Thursday, May 28, 2009

When Businesses Fail, It's not Bad News: It's a Sign


Packard Motor Car Company, Westinghouse Electric, Wang, and Arthur Andersen. What do these businesses have in common with big businesses currently on the brink?
Packard was an American luxury automobile built by the Packard Motor Car Company. The first Packard automobiles were produced in 1899 and the last in 1958.
Founded in 1886, Westinghouse Electric Company was later renamed Westinghouse Electric Corporation by George Westinghouse and met its end when what was left was purchased by Viacom in 1999.

Wang Laboratories was a computer company founded in 1951 by Dr. An Wang. At its peak in the 1980's, Wang Laboratories had annual revenues of $3 billion and employed over 40,000 people. In 1999, Wang Global was acquired by Getronics of The Netherlands.
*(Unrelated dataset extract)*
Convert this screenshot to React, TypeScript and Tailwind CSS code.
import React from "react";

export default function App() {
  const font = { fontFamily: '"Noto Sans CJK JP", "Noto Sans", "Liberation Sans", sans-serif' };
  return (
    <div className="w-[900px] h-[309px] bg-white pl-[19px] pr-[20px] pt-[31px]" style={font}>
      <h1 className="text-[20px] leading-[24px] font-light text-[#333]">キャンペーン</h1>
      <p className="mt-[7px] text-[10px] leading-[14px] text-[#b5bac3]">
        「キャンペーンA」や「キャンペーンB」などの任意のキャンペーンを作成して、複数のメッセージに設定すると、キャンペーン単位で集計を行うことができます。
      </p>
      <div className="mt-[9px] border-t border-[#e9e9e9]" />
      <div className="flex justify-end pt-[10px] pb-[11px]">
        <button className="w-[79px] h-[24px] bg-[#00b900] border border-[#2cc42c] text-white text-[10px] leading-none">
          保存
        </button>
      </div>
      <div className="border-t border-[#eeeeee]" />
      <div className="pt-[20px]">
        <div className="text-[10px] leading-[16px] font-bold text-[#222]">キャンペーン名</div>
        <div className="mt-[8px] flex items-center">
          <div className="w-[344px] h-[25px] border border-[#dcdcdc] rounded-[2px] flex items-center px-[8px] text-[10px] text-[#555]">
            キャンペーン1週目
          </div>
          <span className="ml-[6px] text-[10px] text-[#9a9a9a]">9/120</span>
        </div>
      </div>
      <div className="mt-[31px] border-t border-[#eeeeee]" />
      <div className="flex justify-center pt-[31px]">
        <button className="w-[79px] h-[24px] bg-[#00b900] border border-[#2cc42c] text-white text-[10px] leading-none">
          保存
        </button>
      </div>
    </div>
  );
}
Arthur Andersen LLP, based in Chicago, was once one of the "Big Five" accounting firms. In 2002, the firm voluntarily surrendered its licenses to practice as Certified Public Accountants in the United States after being found guilty of criminal charges relating to the firm's handling of the auditing of Enron, the energy corporation.

All four of these companies were strong well-respected businesses at some point in their arch of existence. Most business models talk about the lifecycle of a business that goes under once what they produce is no longer needed. My professor used the example of buggy whips. It could've been VCR or video tape manufacturers, camera film makers, etc. But not all business fail because their products are no longer needed.

These are four examples of businesses that failed to survive because they were poorly managed, failed to have clear vision, and did not make proper decisions, not unlike the large businesses that are facing a potential end of the road for the same types of reasons today –- failure to navigate changes in the marketplace or make the right decisions.

Businesses fail; in fact, businesses that are unable to be productive, or are poorly led, need to fail. A stronger competitor comes along, the industry has a massive shift, and new techniques arise to replace the old systems that no longer work.
Propping up bad business models doesn’t improve the economy; it weakens it and delays the inevitable.

If your business is struggling this year, don't wait for bailouts, magic phone calls or a return to the economy of the 1990's. Don't expect if you keep on doing what you've been doing, everything will be fine –- it won't.

Do what these dying businesses are failed to do. Take action, take risks, and explore new methods and directions. Bottom line -- if you are struggling, your bad habits got you here. Find the different habits that will rebuild your business even if it will look different than it once did. The world has changed, and your leadership must as well.